Write out, precisely and in full, each line of the material.

>> START Raw data

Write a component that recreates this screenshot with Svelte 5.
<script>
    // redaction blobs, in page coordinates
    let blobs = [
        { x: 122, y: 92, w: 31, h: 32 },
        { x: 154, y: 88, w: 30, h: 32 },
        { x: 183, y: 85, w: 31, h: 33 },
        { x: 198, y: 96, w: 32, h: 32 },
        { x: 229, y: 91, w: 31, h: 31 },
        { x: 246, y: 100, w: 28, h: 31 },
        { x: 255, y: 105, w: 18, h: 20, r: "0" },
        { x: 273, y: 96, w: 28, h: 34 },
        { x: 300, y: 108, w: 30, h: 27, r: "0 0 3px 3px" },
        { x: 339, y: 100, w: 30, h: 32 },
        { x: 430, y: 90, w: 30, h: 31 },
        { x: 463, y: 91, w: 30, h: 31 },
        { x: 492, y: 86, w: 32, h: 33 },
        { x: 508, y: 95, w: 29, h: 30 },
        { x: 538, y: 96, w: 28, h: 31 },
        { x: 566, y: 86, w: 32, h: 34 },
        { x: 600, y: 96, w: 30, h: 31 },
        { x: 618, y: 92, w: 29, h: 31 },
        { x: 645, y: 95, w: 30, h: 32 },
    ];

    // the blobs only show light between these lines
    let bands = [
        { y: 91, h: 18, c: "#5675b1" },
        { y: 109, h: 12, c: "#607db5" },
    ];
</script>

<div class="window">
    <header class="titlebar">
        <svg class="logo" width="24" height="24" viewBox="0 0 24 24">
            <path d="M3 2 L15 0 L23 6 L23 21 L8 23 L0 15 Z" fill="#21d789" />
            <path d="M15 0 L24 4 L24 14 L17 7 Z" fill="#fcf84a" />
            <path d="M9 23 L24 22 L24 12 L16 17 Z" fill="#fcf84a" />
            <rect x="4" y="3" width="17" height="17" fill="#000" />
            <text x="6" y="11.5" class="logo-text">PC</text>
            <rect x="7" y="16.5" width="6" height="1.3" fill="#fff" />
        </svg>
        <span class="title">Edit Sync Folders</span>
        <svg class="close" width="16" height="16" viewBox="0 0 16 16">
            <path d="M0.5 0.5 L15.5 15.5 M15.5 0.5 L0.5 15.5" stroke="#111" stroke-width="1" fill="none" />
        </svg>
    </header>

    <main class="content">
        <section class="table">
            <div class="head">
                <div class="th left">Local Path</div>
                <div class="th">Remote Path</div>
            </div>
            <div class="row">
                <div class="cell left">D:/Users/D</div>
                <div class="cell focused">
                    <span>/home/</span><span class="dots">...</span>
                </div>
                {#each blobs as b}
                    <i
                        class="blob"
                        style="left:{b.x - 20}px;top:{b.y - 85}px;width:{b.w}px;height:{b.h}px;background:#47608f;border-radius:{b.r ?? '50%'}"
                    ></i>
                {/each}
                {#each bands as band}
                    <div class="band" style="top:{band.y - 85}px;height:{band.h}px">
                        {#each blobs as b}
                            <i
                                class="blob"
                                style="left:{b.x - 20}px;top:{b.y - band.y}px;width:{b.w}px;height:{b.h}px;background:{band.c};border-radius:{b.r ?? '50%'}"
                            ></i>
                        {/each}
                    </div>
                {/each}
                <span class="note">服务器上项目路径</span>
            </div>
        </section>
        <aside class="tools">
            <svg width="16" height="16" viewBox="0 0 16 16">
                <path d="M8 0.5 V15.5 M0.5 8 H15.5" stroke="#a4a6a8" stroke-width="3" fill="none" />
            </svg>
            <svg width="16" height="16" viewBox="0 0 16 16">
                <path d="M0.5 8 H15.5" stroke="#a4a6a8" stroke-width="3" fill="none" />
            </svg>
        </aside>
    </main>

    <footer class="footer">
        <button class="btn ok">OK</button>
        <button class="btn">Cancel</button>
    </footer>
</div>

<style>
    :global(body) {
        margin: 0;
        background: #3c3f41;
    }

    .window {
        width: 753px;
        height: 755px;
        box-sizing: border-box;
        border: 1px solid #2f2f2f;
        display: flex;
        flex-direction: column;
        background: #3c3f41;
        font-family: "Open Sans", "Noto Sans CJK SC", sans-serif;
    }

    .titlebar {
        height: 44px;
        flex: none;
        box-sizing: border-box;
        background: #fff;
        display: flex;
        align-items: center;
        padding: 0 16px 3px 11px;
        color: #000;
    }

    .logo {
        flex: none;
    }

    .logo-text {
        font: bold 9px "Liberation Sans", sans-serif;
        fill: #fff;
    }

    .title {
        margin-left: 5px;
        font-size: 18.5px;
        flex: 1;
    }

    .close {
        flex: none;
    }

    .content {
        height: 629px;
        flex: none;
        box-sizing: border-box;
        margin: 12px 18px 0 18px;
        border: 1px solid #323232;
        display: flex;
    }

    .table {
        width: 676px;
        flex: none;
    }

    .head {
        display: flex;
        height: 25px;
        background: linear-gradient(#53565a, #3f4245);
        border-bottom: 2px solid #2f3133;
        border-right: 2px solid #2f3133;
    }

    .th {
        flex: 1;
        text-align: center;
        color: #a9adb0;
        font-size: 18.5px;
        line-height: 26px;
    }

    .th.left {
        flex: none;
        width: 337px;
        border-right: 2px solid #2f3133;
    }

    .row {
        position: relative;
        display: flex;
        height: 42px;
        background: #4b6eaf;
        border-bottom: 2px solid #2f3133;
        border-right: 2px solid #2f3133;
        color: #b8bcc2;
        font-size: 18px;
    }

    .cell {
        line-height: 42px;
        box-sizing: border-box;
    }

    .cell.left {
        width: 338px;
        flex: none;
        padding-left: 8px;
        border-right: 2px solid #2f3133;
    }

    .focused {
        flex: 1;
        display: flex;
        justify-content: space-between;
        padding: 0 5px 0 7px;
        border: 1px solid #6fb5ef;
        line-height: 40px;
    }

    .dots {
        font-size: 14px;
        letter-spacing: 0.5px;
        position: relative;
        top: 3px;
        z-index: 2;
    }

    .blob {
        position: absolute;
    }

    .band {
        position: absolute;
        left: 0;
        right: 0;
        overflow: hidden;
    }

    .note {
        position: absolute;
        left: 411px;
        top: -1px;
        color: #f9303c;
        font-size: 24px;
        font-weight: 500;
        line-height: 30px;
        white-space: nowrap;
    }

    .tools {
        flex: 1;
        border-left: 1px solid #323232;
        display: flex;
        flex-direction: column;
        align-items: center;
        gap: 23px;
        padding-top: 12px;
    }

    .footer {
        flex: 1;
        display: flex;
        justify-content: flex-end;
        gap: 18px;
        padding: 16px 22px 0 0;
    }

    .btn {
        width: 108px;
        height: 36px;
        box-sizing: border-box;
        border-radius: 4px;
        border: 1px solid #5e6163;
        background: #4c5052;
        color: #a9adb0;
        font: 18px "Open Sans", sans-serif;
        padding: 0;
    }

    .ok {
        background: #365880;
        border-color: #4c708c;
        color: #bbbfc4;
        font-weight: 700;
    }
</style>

>> END Raw data

Complete answer:
Write a component that recreates this screenshot with Svelte 5.
<script>
    // redaction blobs, in page coordinates
    let blobs = [
        { x: 122, y: 92, w: 31, h: 32 },
        { x: 154, y: 88, w: 30, h: 32 },
        { x: 183, y: 85, w: 31, h: 33 },
        { x: 198, y: 96, w: 32, h: 32 },
        { x: 229, y: 91, w: 31, h: 31 },
        { x: 246, y: 100, w: 28, h: 31 },
        { x: 255, y: 105, w: 18, h: 20, r: "0" },
        { x: 273, y: 96, w: 28, h: 34 },
        { x: 300, y: 108, w: 30, h: 27, r: "0 0 3px 3px" },
        { x: 339, y: 100, w: 30, h: 32 },
        { x: 430, y: 90, w: 30, h: 31 },
        { x: 463, y: 91, w: 30, h: 31 },
        { x: 492, y: 86, w: 32, h: 33 },
        { x: 508, y: 95, w: 29, h: 30 },
        { x: 538, y: 96, w: 28, h: 31 },
        { x: 566, y: 86, w: 32, h: 34 },
        { x: 600, y: 96, w: 30, h: 31 },
        { x: 618, y: 92, w: 29, h: 31 },
        { x: 645, y: 95, w: 30, h: 32 },
    ];

    // the blobs only show light between these lines
    let bands = [
        { y: 91, h: 18, c: "#5675b1" },
        { y: 109, h: 12, c: "#607db5" },
    ];
</script>

<div class="window">
    <header class="titlebar">
        <svg class="logo" width="24" height="24" viewBox="0 0 24 24">
            <path d="M3 2 L15 0 L23 6 L23 21 L8 23 L0 15 Z" fill="#21d789" />
            <path d="M15 0 L24 4 L24 14 L17 7 Z" fill="#fcf84a" />
            <path d="M9 23 L24 22 L24 12 L16 17 Z" fill="#fcf84a" />
            <rect x="4" y="3" width="17" height="17" fill="#000" />
            <text x="6" y="11.5" class="logo-text">PC</text>
            <rect x="7" y="16.5" width="6" height="1.3" fill="#fff" />
        </svg>
        <span class="title">Edit Sync Folders</span>
        <svg class="close" width="16" height="16" viewBox="0 0 16 16">
            <path d="M0.5 0.5 L15.5 15.5 M15.5 0.5 L0.5 15.5" stroke="#111" stroke-width="1" fill="none" />
        </svg>
    </header>

    <main class="content">
        <section class="table">
            <div class="head">
                <div class="th left">Local Path</div>
                <div class="th">Remote Path</div>
            </div>
            <div class="row">
                <div class="cell left">D:/Users/D</div>
                <div class="cell focused">
                    <span>/home/</span><span class="dots">...</span>
                </div>
                {#each blobs as b}
                    <i
                        class="blob"
                        style="left:{b.x - 20}px;top:{b.y - 85}px;width:{b.w}px;height:{b.h}px;background:#47608f;border-radius:{b.r ?? '50%'}"
                    ></i>
                {/each}
                {#each bands as band}
                    <div class="band" style="top:{band.y - 85}px;height:{band.h}px">
                        {#each blobs as b}
                            <i
                                class="blob"
                                style="left:{b.x - 20}px;top:{b.y - band.y}px;width:{b.w}px;height:{b.h}px;background:{band.c};border-radius:{b.r ?? '50%'}"
                            ></i>
                        {/each}
                    </div>
                {/each}
                <span class="note">服务器上项目路径</span>
            </div>
        </section>
        <aside class="tools">
            <svg width="16" height="16" viewBox="0 0 16 16">
                <path d="M8 0.5 V15.5 M0.5 8 H15.5" stroke="#a4a6a8" stroke-width="3" fill="none" />
            </svg>
            <svg width="16" height="16" viewBox="0 0 16 16">
                <path d="M0.5 8 H15.5" stroke="#a4a6a8" stroke-width="3" fill="none" />
            </svg>
        </aside>
    </main>

    <footer class="footer">
        <button class="btn ok">OK</button>
        <button class="btn">Cancel</button>
    </footer>
</div>

<style>
    :global(body) {
        margin: 0;
        background: #3c3f41;
    }

    .window {
        width: 753px;
        height: 755px;
        box-sizing: border-box;
        border: 1px solid #2f2f2f;
        display: flex;
        flex-direction: column;
        background: #3c3f41;
        font-family: "Open Sans", "Noto Sans CJK SC", sans-serif;
    }

    .titlebar {
        height: 44px;
        flex: none;
        box-sizing: border-box;
        background: #fff;
        display: flex;
        align-items: center;
        padding: 0 16px 3px 11px;
        color: #000;
    }

    .logo {
        flex: none;
    }

    .logo-text {
        font: bold 9px "Liberation Sans", sans-serif;
        fill: #fff;
    }

    .title {
        margin-left: 5px;
        font-size: 18.5px;
        flex: 1;
    }

    .close {
        flex: none;
    }

    .content {
        height: 629px;
        flex: none;
        box-sizing: border-box;
        margin: 12px 18px 0 18px;
        border: 1px solid #323232;
        display: flex;
    }

    .table {
        width: 676px;
        flex: none;
    }

    .head {
        display: flex;
        height: 25px;
        background: linear-gradient(#53565a, #3f4245);
        border-bottom: 2px solid #2f3133;
        border-right: 2px solid #2f3133;
    }

    .th {
        flex: 1;
        text-align: center;
        color: #a9adb0;
        font-size: 18.5px;
        line-height: 26px;
    }

    .th.left {
        flex: none;
        width: 337px;
        border-right: 2px solid #2f3133;
    }

    .row {
        position: relative;
        display: flex;
        height: 42px;
        background: #4b6eaf;
        border-bottom: 2px solid #2f3133;
        border-right: 2px solid #2f3133;
        color: #b8bcc2;
        font-size: 18px;
    }

    .cell {
        line-height: 42px;
        box-sizing: border-box;
    }

    .cell.left {
        width: 338px;
        flex: none;
        padding-left: 8px;
        border-right: 2px solid #2f3133;
    }

    .focused {
        flex: 1;
        display: flex;
        justify-content: space-between;
        padding: 0 5px 0 7px;
        border: 1px solid #6fb5ef;
        line-height: 40px;
    }

    .dots {
        font-size: 14px;
        letter-spacing: 0.5px;
        position: relative;
        top: 3px;
        z-index: 2;
    }

    .blob {
        position: absolute;
    }

    .band {
        position: absolute;
        left: 0;
        right: 0;
        overflow: hidden;
    }

    .note {
        position: absolute;
        left: 411px;
        top: -1px;
        color: #f9303c;
        font-size: 24px;
        font-weight: 500;
        line-height: 30px;
        white-space: nowrap;
    }

    .tools {
        flex: 1;
        border-left: 1px solid #323232;
        display: flex;
        flex-direction: column;
        align-items: center;
        gap: 23px;
        padding-top: 12px;
    }

    .footer {
        flex: 1;
        display: flex;
        justify-content: flex-end;
        gap: 18px;
        padding: 16px 22px 0 0;
    }

    .btn {
        width: 108px;
        height: 36px;
        box-sizing: border-box;
        border-radius: 4px;
        border: 1px solid #5e6163;
        background: #4c5052;
        color: #a9adb0;
        font: 18px "Open Sans", sans-serif;
        padding: 0;
    }

    .ok {
        background: #365880;
        border-color: #4c708c;
        color: #bbbfc4;
        font-weight: 700;
    }
</style>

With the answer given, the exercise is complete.